#### WORK TO DO
Retype all material exactly. Pictures stay out of the copy.

#### SUPPLIED INFORMATION
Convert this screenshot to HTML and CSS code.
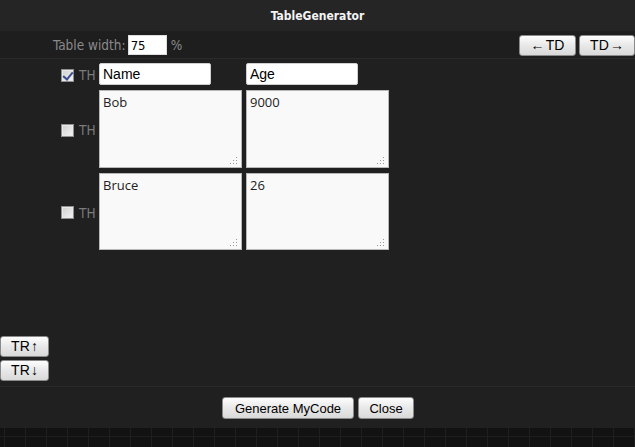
FILE: index.html
```html
<!DOCTYPE html>
<html>
<head>
<meta charset="utf-8">
<link rel="stylesheet" href="styles.css">
</head>
<body>
<div class="panel">
  <div class="header">TableGenerator</div>
  <div class="toolbar">
    <div class="width-ctl">
      <span class="label">Table width:</span>
      <input class="num" type="text" value="75">
      <span class="label pct">%</span>
    </div>
    <div class="td-btns">
      <button class="btn">←&#8202;TD</button>
      <button class="btn">TD&#8202;→</button>
    </div>
  </div>
  <div class="content">
    <div class="grid">
      <div class="th"><span class="cb checked"></span><span class="thl">TH</span></div>
      <div class="cell"><input class="txt" type="text" value="Name"></div>
      <div class="cell"><input class="txt" type="text" value="Age"></div>

      <div class="th"><span class="cb"></span><span class="thl">TH</span></div>
      <div class="cell"><textarea class="ta">Bob</textarea><svg class="grip" width="8" height="8" viewBox="0 0 8 8"><rect x="6" y="0" width="1" height="1"/><rect x="3" y="3" width="1" height="1"/><rect x="6" y="3" width="1" height="1"/><rect x="0" y="6" width="1" height="1"/><rect x="3" y="6" width="1" height="1"/><rect x="6" y="6" width="1" height="1"/></svg></div>
      <div class="cell"><textarea class="ta">9000</textarea><svg class="grip" width="8" height="8" viewBox="0 0 8 8"><rect x="6" y="0" width="1" height="1"/><rect x="3" y="3" width="1" height="1"/><rect x="6" y="3" width="1" height="1"/><rect x="0" y="6" width="1" height="1"/><rect x="3" y="6" width="1" height="1"/><rect x="6" y="6" width="1" height="1"/></svg></div>

      <div class="th"><span class="cb"></span><span class="thl">TH</span></div>
      <div class="cell"><textarea class="ta">Bruce</textarea><svg class="grip" width="8" height="8" viewBox="0 0 8 8"><rect x="6" y="0" width="1" height="1"/><rect x="3" y="3" width="1" height="1"/><rect x="6" y="3" width="1" height="1"/><rect x="0" y="6" width="1" height="1"/><rect x="3" y="6" width="1" height="1"/><rect x="6" y="6" width="1" height="1"/></svg></div>
      <div class="cell"><textarea class="ta">26</textarea><svg class="grip" width="8" height="8" viewBox="0 0 8 8"><rect x="6" y="0" width="1" height="1"/><rect x="3" y="3" width="1" height="1"/><rect x="6" y="3" width="1" height="1"/><rect x="0" y="6" width="1" height="1"/><rect x="3" y="6" width="1" height="1"/><rect x="6" y="6" width="1" height="1"/></svg></div>
    </div>
    <div class="tr-btns">
      <button class="btn tr">TR&#8202;↑</button>
      <button class="btn tr">TR&#8202;↓</button>
    </div>
  </div>
  <div class="footer">
    <button class="btn gen">Generate MyCode</button>
    <button class="btn close">Close</button>
  </div>
</div>
<div class="pattern"></div>
</body>
</html>
```
FILE: styles.css
```css
* { box-sizing: border-box; }
html, body { margin: 0; padding: 0; }
body {
  width: 635px;
  height: 447px;
  background: #121212;
  overflow: hidden;
  font-family: "Liberation Sans", Arial, sans-serif;
}
.panel {
  height: 428px;
  background: #202020;
  display: flex;
  flex-direction: column;
}
.header {
  height: 31px;
  background: #252525;
  color: #f4f4f4;
  font-family: "DejaVu Sans Condensed", "DejaVu Sans", sans-serif;
  font-weight: bold;
  font-size: 12px;
  display: flex;
  align-items: center;
  justify-content: center;
  padding-top: 1px;
}
.toolbar {
  height: 28px;
  background: #1e1e1e;
  border-bottom: 1px solid #2b2b2b;
  display: flex;
  align-items: flex-start;
  justify-content: space-between;
  padding-top: 4px;
}
.width-ctl {
  display: flex;
  align-items: center;
  padding-left: 53px;
  height: 20px;
}
.label {
  color: #8a8a8a;
  font-family: "DejaVu Sans Condensed", "DejaVu Sans", sans-serif;
  font-size: 13.5px;
}
.pct { margin-left: 4px; }
.num {
  width: 39px;
  height: 20px;
  margin: 0 0 0 2px;
  border: 1px solid #ddd;
  background: #fff;
  padding: 1px 2px;
  font-family: "DejaVu Sans Condensed", "DejaVu Sans", sans-serif;
  font-size: 13px;
  color: #000;
}
.td-btns { display: flex; gap: 3px; }
.btn {
  font-family: "Liberation Sans", Arial, sans-serif;
  font-size: 13px;
  color: #000;
  height: 21px;
  padding: 0 10px;
  border: 1px solid #8a8a8a;
  border-radius: 3px;
  background: linear-gradient(#fdfdfd, #e8e8e8 50%, #d9d9d9);
  margin: 0;
  line-height: 19px;
}
.td-btns .btn { width: 57px; padding: 0; font-size: 14px; }
.td-btns .btn:last-child { width: 56px; }
.content {
  flex: 1;
  display: flex;
  flex-direction: column;
  padding-top: 4px;
  padding-bottom: 5px;
}
.grid {
  display: grid;
  grid-template-columns: 99px 147px 147px;
  grid-template-rows: 22px 78px 77px;
  row-gap: 5px;
}
.th {
  display: flex;
  align-items: center;
  padding-left: 61px;
  padding-top: 2px;
}
.cb {
  width: 13px;
  height: 13px;
  border: 1px solid #8e8f8f;
  background: linear-gradient(135deg, #cfcfcf, #f4f4f4);
  box-shadow: inset 0 0 0 1px #e9e9e9;
  position: relative;
  flex: none;
}
.cb.checked::after {
  content: "";
  position: absolute;
  left: 3px;
  top: 0px;
  width: 4px;
  height: 8px;
  border-right: 2px solid #3b4f8f;
  border-bottom: 2px solid #3b4f8f;
  transform: rotate(40deg);
}
.thl {
  margin-left: 5px;
  color: #7b7b7b;
  font-family: "DejaVu Sans Condensed", "DejaVu Sans", sans-serif;
  font-size: 13.5px;
}
.cell { display: flex; position: relative; }
.txt {
  width: 112px;
  height: 22px;
  margin: 0;
  border: 1px solid #cfcfcf;
  border-radius: 2px;
  background: #fff;
  padding: 1px 3px;
  font-family: "Liberation Sans", Arial, sans-serif;
  font-size: 14px;
  color: #000;
}
.ta {
  width: 143px;
  height: 100%;
  margin: 0;
  border: 1px solid #b8b8b8;
  background: #f9f9f9;
  padding: 3px 3px;
  font-family: "Open Sans", "Noto Sans", sans-serif;
  font-size: 13px;
  line-height: 16px;
  color: #222;
  resize: none;
}
.grip {
  position: absolute;
  right: 8px;
  bottom: 3px;
  fill: #9a9a9a;
}
.tr-btns {
  margin-top: auto;
  display: flex;
  flex-direction: column;
  gap: 3px;
  align-items: flex-start;
}
.btn.tr { width: 49px; padding: 0; font-size: 14px; }
.footer {
  height: 42px;
  border-top: 1px solid #2a2a2a;
  display: flex;
  justify-content: center;
  align-items: flex-start;
  gap: 4px;
  padding-top: 10px;
  padding-left: 1px;
}
.footer .btn { height: 22px; font-size: 13px; }
.footer .gen { width: 132px; padding: 0; }
.footer .close { width: 56px; padding: 0; }
.pattern {
  height: 19px;
  background-color: #121212;
  background-image:
    linear-gradient(90deg, transparent 0 4px, #1f1f1f 4px 5px, transparent 5px),
    linear-gradient(transparent 0 8px, #1d1d1d 8px 9px, transparent 9px);
  background-size: 21px 19px, 21px 19px;
}
```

#### EXERCISE ANSWER
Convert this screenshot to HTML and CSS code.
FILE: index.html
```html
<!DOCTYPE html>
<html>
<head>
<meta charset="utf-8">
<link rel="stylesheet" href="styles.css">
</head>
<body>
<div class="panel">
  <div class="header">TableGenerator</div>
  <div class="toolbar">
    <div class="width-ctl">
      <span class="label">Table width:</span>
      <input class="num" type="text" value="75">
      <span class="label pct">%</span>
    </div>
    <div class="td-btns">
      <button class="btn">←&#8202;TD</button>
      <button class="btn">TD&#8202;→</button>
    </div>
  </div>
  <div class="content">
    <div class="grid">
      <div class="th"><span class="cb checked"></span><span class="thl">TH</span></div>
      <div class="cell"><input class="txt" type="text" value="Name"></div>
      <div class="cell"><input class="txt" type="text" value="Age"></div>

      <div class="th"><span class="cb"></span><span class="thl">TH</span></div>
      <div class="cell"><textarea class="ta">Bob</textarea><svg class="grip" width="8" height="8" viewBox="0 0 8 8"><rect x="6" y="0" width="1" height="1"/><rect x="3" y="3" width="1" height="1"/><rect x="6" y="3" width="1" height="1"/><rect x="0" y="6" width="1" height="1"/><rect x="3" y="6" width="1" height="1"/><rect x="6" y="6" width="1" height="1"/></svg></div>
      <div class="cell"><textarea class="ta">9000</textarea><svg class="grip" width="8" height="8" viewBox="0 0 8 8"><rect x="6" y="0" width="1" height="1"/><rect x="3" y="3" width="1" height="1"/><rect x="6" y="3" width="1" height="1"/><rect x="0" y="6" width="1" height="1"/><rect x="3" y="6" width="1" height="1"/><rect x="6" y="6" width="1" height="1"/></svg></div>

      <div class="th"><span class="cb"></span><span class="thl">TH</span></div>
      <div class="cell"><textarea class="ta">Bruce</textarea><svg class="grip" width="8" height="8" viewBox="0 0 8 8"><rect x="6" y="0" width="1" height="1"/><rect x="3" y="3" width="1" height="1"/><rect x="6" y="3" width="1" height="1"/><rect x="0" y="6" width="1" height="1"/><rect x="3" y="6" width="1" height="1"/><rect x="6" y="6" width="1" height="1"/></svg></div>
      <div class="cell"><textarea class="ta">26</textarea><svg class="grip" width="8" height="8" viewBox="0 0 8 8"><rect x="6" y="0" width="1" height="1"/><rect x="3" y="3" width="1" height="1"/><rect x="6" y="3" width="1" height="1"/><rect x="0" y="6" width="1" height="1"/><rect x="3" y="6" width="1" height="1"/><rect x="6" y="6" width="1" height="1"/></svg></div>
    </div>
    <div class="tr-btns">
      <button class="btn tr">TR&#8202;↑</button>
      <button class="btn tr">TR&#8202;↓</button>
    </div>
  </div>
  <div class="footer">
    <button class="btn gen">Generate MyCode</button>
    <button class="btn close">Close</button>
  </div>
</div>
<div class="pattern"></div>
</body>
</html>
```
FILE: styles.css
```css
* { box-sizing: border-box; }
html, body { margin: 0; padding: 0; }
body {
  width: 635px;
  height: 447px;
  background: #121212;
  overflow: hidden;
  font-family: "Liberation Sans", Arial, sans-serif;
}
.panel {
  height: 428px;
  background: #202020;
  display: flex;
  flex-direction: column;
}
.header {
  height: 31px;
  background: #252525;
  color: #f4f4f4;
  font-family: "DejaVu Sans Condensed", "DejaVu Sans", sans-serif;
  font-weight: bold;
  font-size: 12px;
  display: flex;
  align-items: center;
  justify-content: center;
  padding-top: 1px;
}
.toolbar {
  height: 28px;
  background: #1e1e1e;
  border-bottom: 1px solid #2b2b2b;
  display: flex;
  align-items: flex-start;
  justify-content: space-between;
  padding-top: 4px;
}
.width-ctl {
  display: flex;
  align-items: center;
  padding-left: 53px;
  height: 20px;
}
.label {
  color: #8a8a8a;
  font-family: "DejaVu Sans Condensed", "DejaVu Sans", sans-serif;
  font-size: 13.5px;
}
.pct { margin-left: 4px; }
.num {
  width: 39px;
  height: 20px;
  margin: 0 0 0 2px;
  border: 1px solid #ddd;
  background: #fff;
  padding: 1px 2px;
  font-family: "DejaVu Sans Condensed", "DejaVu Sans", sans-serif;
  font-size: 13px;
  color: #000;
}
.td-btns { display: flex; gap: 3px; }
.btn {
  font-family: "Liberation Sans", Arial, sans-serif;
  font-size: 13px;
  color: #000;
  height: 21px;
  padding: 0 10px;
  border: 1px solid #8a8a8a;
  border-radius: 3px;
  background: linear-gradient(#fdfdfd, #e8e8e8 50%, #d9d9d9);
  margin: 0;
  line-height: 19px;
}
.td-btns .btn { width: 57px; padding: 0; font-size: 14px; }
.td-btns .btn:last-child { width: 56px; }
.content {
  flex: 1;
  display: flex;
  flex-direction: column;
  padding-top: 4px;
  padding-bottom: 5px;
}
.grid {
  display: grid;
  grid-template-columns: 99px 147px 147px;
  grid-template-rows: 22px 78px 77px;
  row-gap: 5px;
}
.th {
  display: flex;
  align-items: center;
  padding-left: 61px;
  padding-top: 2px;
}
.cb {
  width: 13px;
  height: 13px;
  border: 1px solid #8e8f8f;
  background: linear-gradient(135deg, #cfcfcf, #f4f4f4);
  box-shadow: inset 0 0 0 1px #e9e9e9;
  position: relative;
  flex: none;
}
.cb.checked::after {
  content: "";
  position: absolute;
  left: 3px;
  top: 0px;
  width: 4px;
  height: 8px;
  border-right: 2px solid #3b4f8f;
  border-bottom: 2px solid #3b4f8f;
  transform: rotate(40deg);
}
.thl {
  margin-left: 5px;
  color: #7b7b7b;
  font-family: "DejaVu Sans Condensed", "DejaVu Sans", sans-serif;
  font-size: 13.5px;
}
.cell { display: flex; position: relative; }
.txt {
  width: 112px;
  height: 22px;
  margin: 0;
  border: 1px solid #cfcfcf;
  border-radius: 2px;
  background: #fff;
  padding: 1px 3px;
  font-family: "Liberation Sans", Arial, sans-serif;
  font-size: 14px;
  color: #000;
}
.ta {
  width: 143px;
  height: 100%;
  margin: 0;
  border: 1px solid #b8b8b8;
  background: #f9f9f9;
  padding: 3px 3px;
  font-family: "Open Sans", "Noto Sans", sans-serif;
  font-size: 13px;
  line-height: 16px;
  color: #222;
  resize: none;
}
.grip {
  position: absolute;
  right: 8px;
  bottom: 3px;
  fill: #9a9a9a;
}
.tr-btns {
  margin-top: auto;
  display: flex;
  flex-direction: column;
  gap: 3px;
  align-items: flex-start;
}
.btn.tr { width: 49px; padding: 0; font-size: 14px; }
.footer {
  height: 42px;
  border-top: 1px solid #2a2a2a;
  display: flex;
  justify-content: center;
  align-items: flex-start;
  gap: 4px;
  padding-top: 10px;
  padding-left: 1px;
}
.footer .btn { height: 22px; font-size: 13px; }
.footer .gen { width: 132px; padding: 0; }
.footer .close { width: 56px; padding: 0; }
.pattern {
  height: 19px;
  background-color: #121212;
  background-image:
    linear-gradient(90deg, transparent 0 4px, #1f1f1f 4px 5px, transparent 5px),
    linear-gradient(transparent 0 8px, #1d1d1d 8px 9px, transparent 9px);
  background-size: 21px 19px, 21px 19px;
}
```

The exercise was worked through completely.